The Future of the Open Internet Now Depends on Middle Powers

The open internet is fragmenting. Middle powers must lead with interoperability, openness and collaborative governance to rebuild global trust.

March 17, 2026
Komaitis, Konstantinos - Future of the Open Internet
The open internet was never merely a technical achievement, it was a geopolitical project. (Ann Wang/REUTERS)

When Canadian Prime Minister Mark Carney took the stage in Davos on January 20 this year, he spoke not as the custodian of a fading rules-based order, but rather as a realist confronting its collapse. The postwar architecture, he warned, no longer commands trust. Economic interdependence has been repurposed as coercion; alliances have grown transactional; and global challenges are met with unilateral reflexes rather than collective resolve. Above all, Carney cautioned against retreating into memory. Nostalgia, he said, is not a strategy.

That warning should be taken seriously by anyone assuming that the open internet will somehow endure on its own.

The open internet — based on bottom-up coordination, decentralization and open standards — was never merely a technical achievement. It was a geopolitical project, sustained by a specific historical alignment between openness, interoperability and a broader liberal order. But that alignment has fractured: as the global political foundations weaken, so too does the network built upon them. What is eroding is not only architecture, but also legitimacy and trust.

Invoking the early internet as proof of inevitable openness is a category error because the conditions that sustained it no longer exist. In today’s environment, nostalgia does not preserve openness; it obscures its vulnerability. The open internet will not survive by default; its survival depends on it being actively defended.

A Fragmenting World, a Fragmenting Internet

Currently, geopolitics is reorganizing around control. The United States is retreating from multilateral commitments while seeking to leverage its technological dominance, while China continues to export a model of digital authoritarianism that integrates infrastructure, governance and political authority.
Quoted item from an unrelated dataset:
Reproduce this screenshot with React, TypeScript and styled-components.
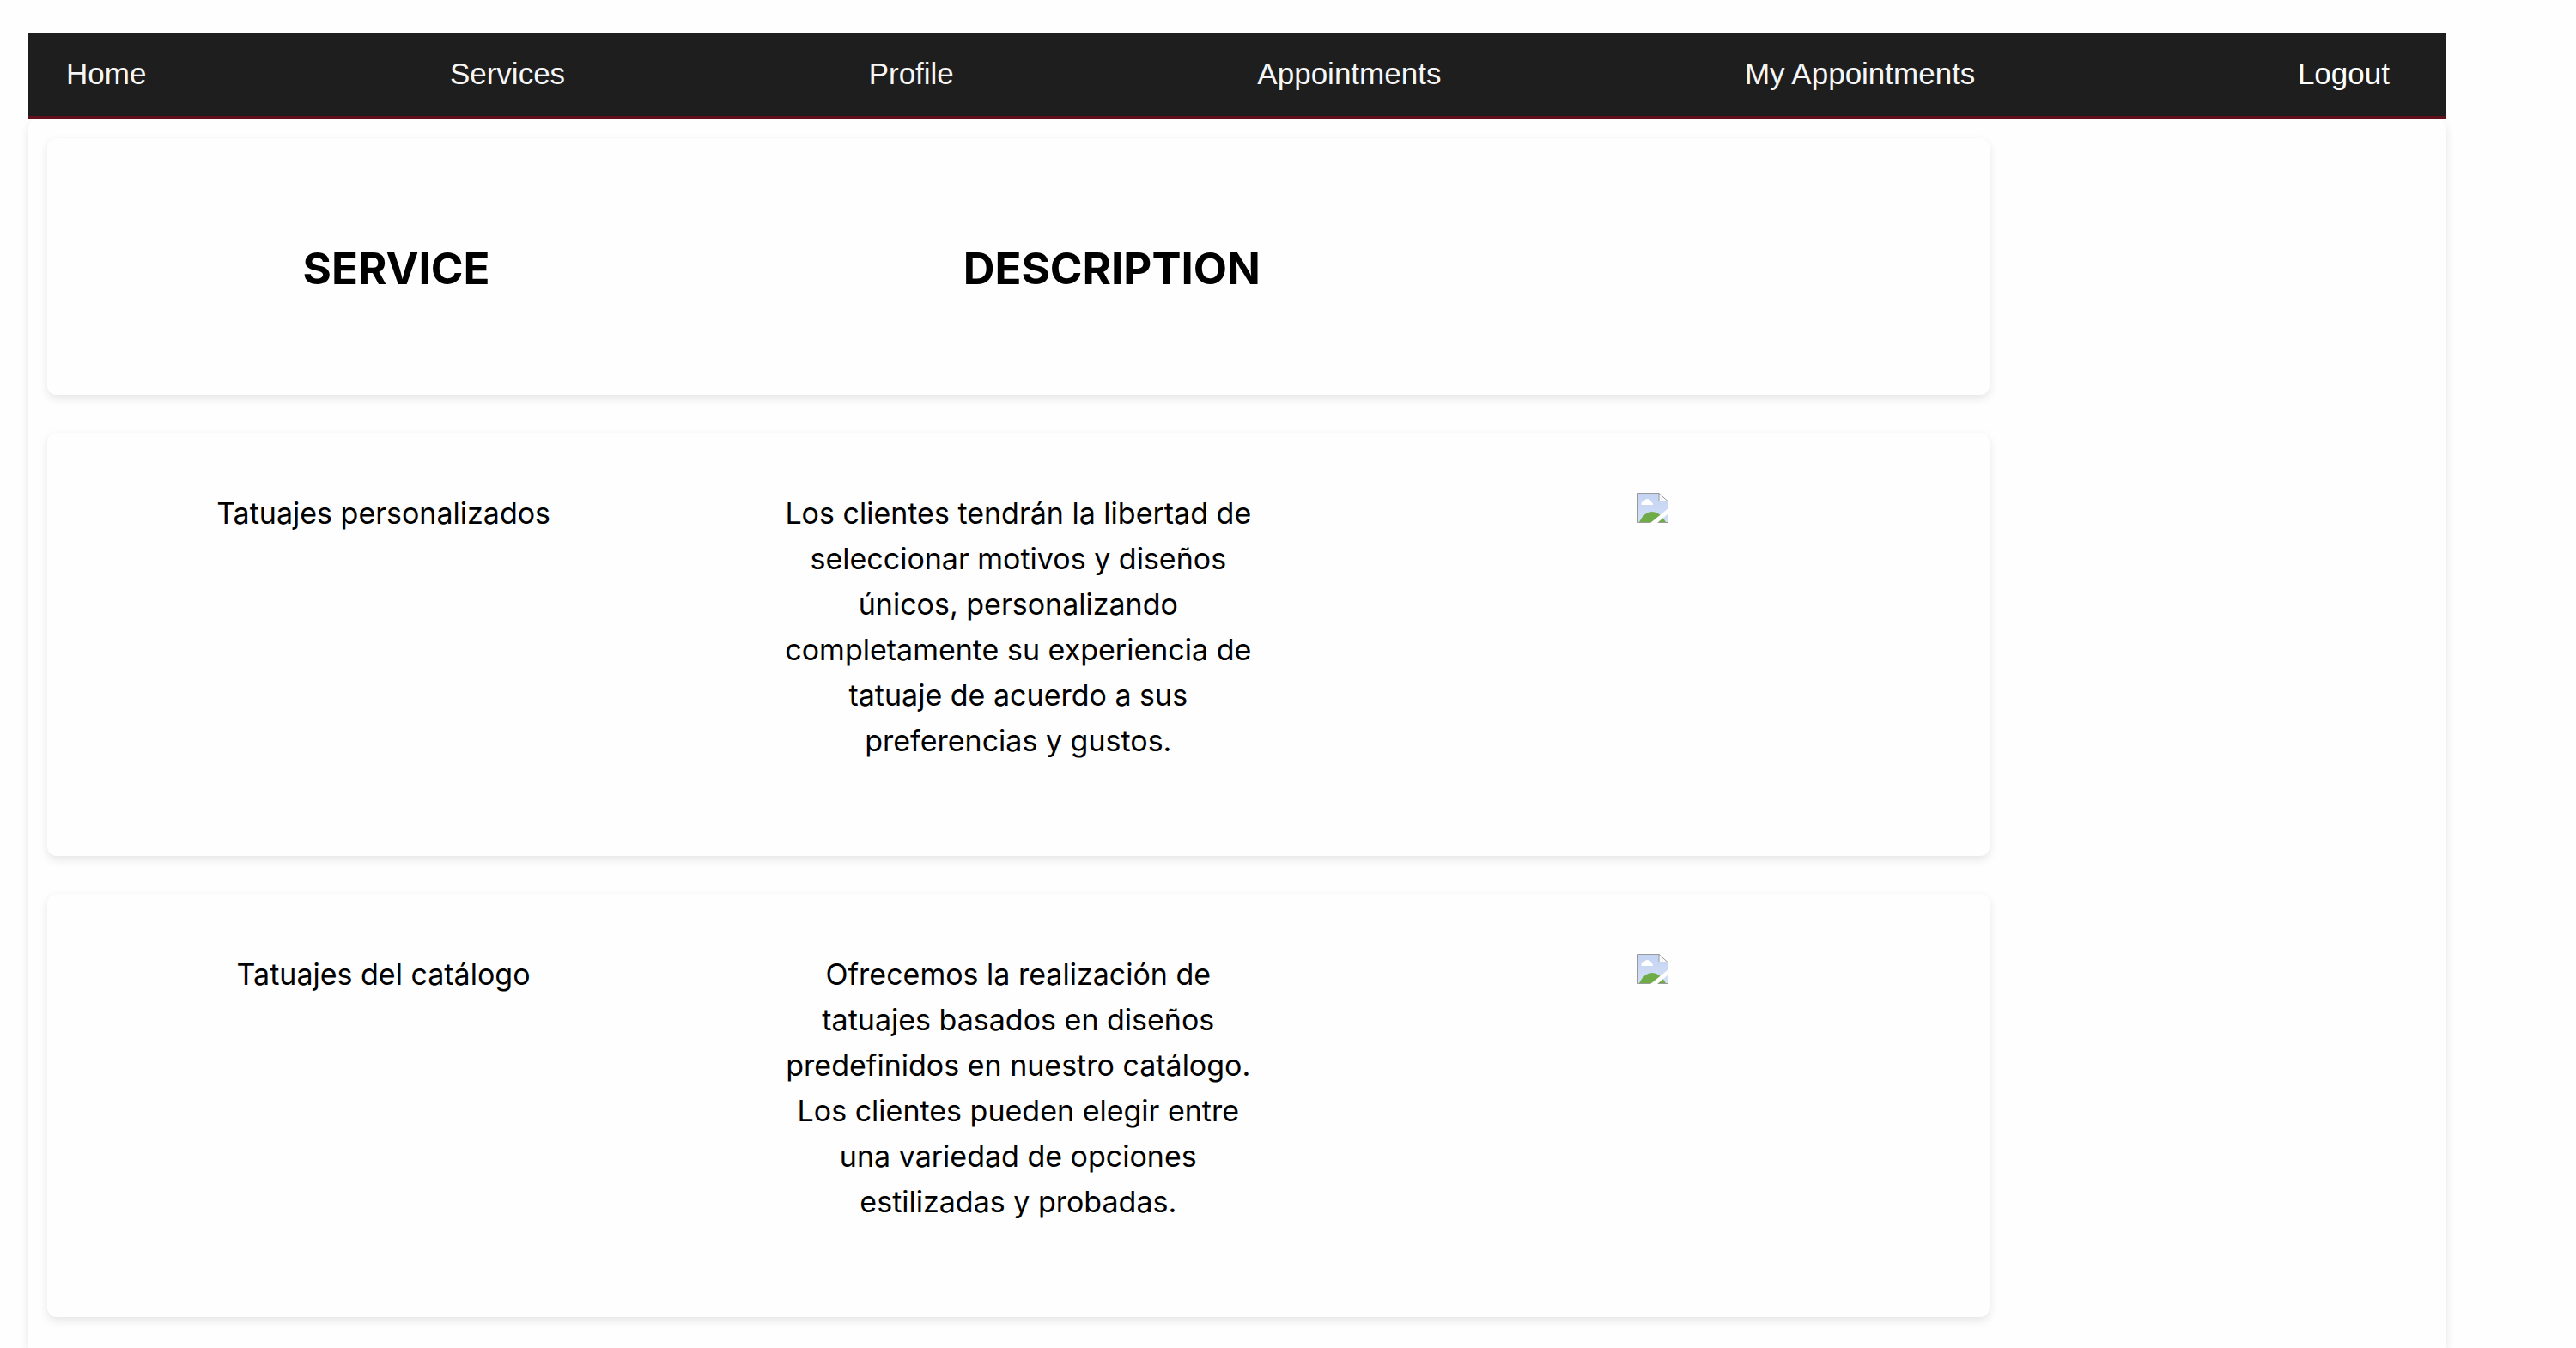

Russia treats information space as a domain of permanent contestation, and even democracies are now justifying digital protectionism through the language of security, resilience and industrial policy.

The result is a self-reinforcing cycle. States fragment the network to protect themselves, which results in accelerating the very instability that they fear. Interoperability declines, costs rise and cooperation becomes harder precisely when global coordination is most necessary.

This moment would have been familiar to Thucydides. In the Melian Dialogue, international order is reduced to its bare essence: the strong do what they can, the weak suffer what they must, he argues. Today, this logic manifests in the pursuit of digital sovereignty. States increasingly treat dependence on foreign technology as a form of strategic vulnerability. Fragmentation, then, becomes a way to reclaim control — to choose the costs of isolation over the risks of subordination. The open internet is sacrificed on the altar of the security dilemma: in trying to make themselves safer through control, states collectively make the system more volatile.

Yet Thucydides’ deeper lesson is that such breakdowns are not inevitable. They are the consequence of choices — above all, the choice to abandon stewardship and mistake inevitability.

The Open Internet as Strategic Infrastructure

The shift from an open internet to a fragmented one represents a move from a global commons to a collection of digital islands.

Historically, the internet enabled permissionless innovation: developers could build, scale and collaborate across borders without navigating sovereign gatekeeping. Fragmentation replaces that openness with compliance moats, favouring firms large enough to absorb regulatory friction. As a result, innovation shifts from a meritocracy of ideas to a contest of geopolitical backing.

The implications for technologies such as artificial intelligence (AI) are especially severe. Democratic and accountable AI depends on diverse data sets, global scrutiny and shared safety norms. A balkanized internet risks a digital Tower of Babel: systems trained on narrow, censored or politically aligned data, insulated from external audit. Accountability erodes as power concentrates within state-aligned technology ecosystems.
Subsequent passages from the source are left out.